Though this photo, taken by Henry Gesler on 9th September 1934 is just over 85 years old, most old time residents of Boonah would recognise the view as down the hill towards the town on the Ipswich-Boonah Road before the housing began to expand to the north in the 1980s.
This reasonably steep slope towards the town today becomes Coronation Drive, but was known as long as locals can remember it as McCourt’s Hill.
Old Fassifern Guardian articles from the 1930s also informally apply the same surname to the famous old timber ‘white bridge’ over the Teviot at Dugandan, the forerunner of the present bridge, calling it – with good reason – McCourt’s Bridge. The 77 foot ironbark poles for that bridge came down from McCourt land on Mt French’s South Peak at Frenches Creek, on bullock wagons that included the three that belonged to McCourts. The bridge was situated close to one of the early McCourt stores at Dugandan.
It was a previous store of John McCourt, however, which gave the local name of McCourt’s Hill to the slope down into what would become Boonah - especially after the 1887 Dugandan flood which inundated the budding township there and gave impetus to the development of higher ground in Boonah.
Both the Fassifern Guardian and the Queensland Times mentioned the local name for McCourt’s Hill when John McCourt died on 26th July 1926 aged 79. The Queensland Times article is the most expansive, and says “One of the approaches to Boonah via Milbong and Coulson is known as McCourt’s Hill. It was at this place that he had conducted a general store, and which progressed until, with the advance of settlement, it was removed to Dugandan, where it had been a feature for upwards of 35 years.”

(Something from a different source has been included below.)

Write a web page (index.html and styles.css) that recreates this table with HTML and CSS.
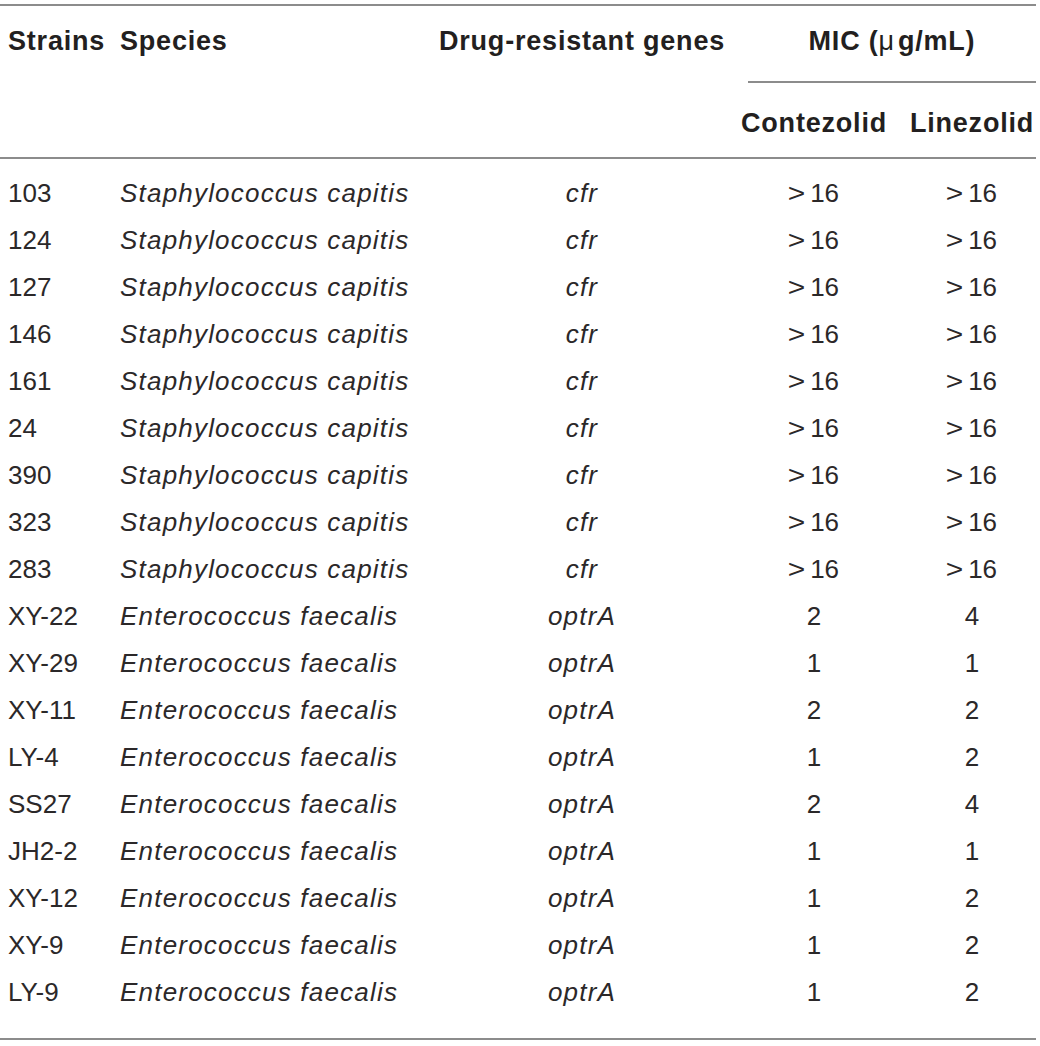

Several years ago now, Scenic Rim Regional Council officially declared the hill to bear the surname all locals knew it by anyway, calling it, if I remember rightly, McCourt Hill. I don’t think a sign has ever been erected to inform visitors of the pioneering family and their contribution to this district.
Exactly when the general store on this hill was established is unknown, but it is thought to have been around 1880. I don’t know where the McCourt family lived and what they did in the intervening time since, I understand, they immigrated from Ireland around 1876. The McCourts were definitely on the hill in 1881 when Coulson School, then called Teviotville, was built. The school would have been several kilometres from the McCourt Store, but would have still been the nearest school. The children would have walked there on a rough track, as the road was then. James McCourt appears on the list of the 1881 children, Annie and Mary Jane McCourt in 1883, and one other McCourt child in 1886. There were 11 McCourt children in all.
No one can be exactly sure, but the original McCourt Store is thought to have been situated just off the main track to Boonah, beside the location of the current Jehovah’s Witness worship centre. The late Selwyn Pfeffer once told me that when builders were excavating foundations for his and Lorna’s house, the machines unearthed a number of old bottles, which may have indicated the location of the old McCourt Store. In 1883 the name of J. McCourt, of Portion 109 Dugandan Rd, as that road would have been called then, appears on a residents’ list as a storekeeper, whose improvements to his holding are “a slab store, barn, and kitchen.” His name is not on the 1889 list, probably because the family had moved to Dugandan.
There is a report that in 1887 a brick kiln was established at Boonah “on top of McCourt’s Hill.” Apparently it didn’t last long because of the amount of standing timber and doubts about the suitability of the clay there.
A Fassifern Guardian article of 30 September 1931, spoke of two past deaths on McCourt’s Hill due to accident: James Hooper, ‘killed on McCourt’s Hill through falling from a horse, Feb 11, 1920, and William Wright, ‘badly hurt on McCourt’s Hill and died in Boonah Hospital about 9 years ago.’ (1922).
It is interesting to compare Henry Gesler’s 1934 photograph of the road descending McCourt’s Hill with the current scene. The road appears to be in basically the same place as today. Out of sight on the left of the photo today is The Outlook. Just a little further up the hill on the right the houses of Range View Acres Estate begin, including our own, developed in the early 1980s. Just back over the hill on the left is Boonah Valley Motel.
In the photo there is more eucalypt tree cover on either side of the road than now. There is no sign of Elliot Road at the bottom of the hill, branching off to go past Boonah Cemetery. In 1934 the fencing is different, the road is gravel, rutted, and black soiled and the telephone or power poles are on the opposite side of the road to now. There is no road or town signage. The Church of Christ buildings, or of course the new Retirement Village project, are missing, but there may just be a glimpse through the blue gums of the farm dam now relocated for The Village. And of course we can’t tell from the photo, but McCourt’s Hill is no longer the boundary to Boonah. McCourt’s General Store has disappeared as the housing advances into the old Dugandan Scrublands northwards.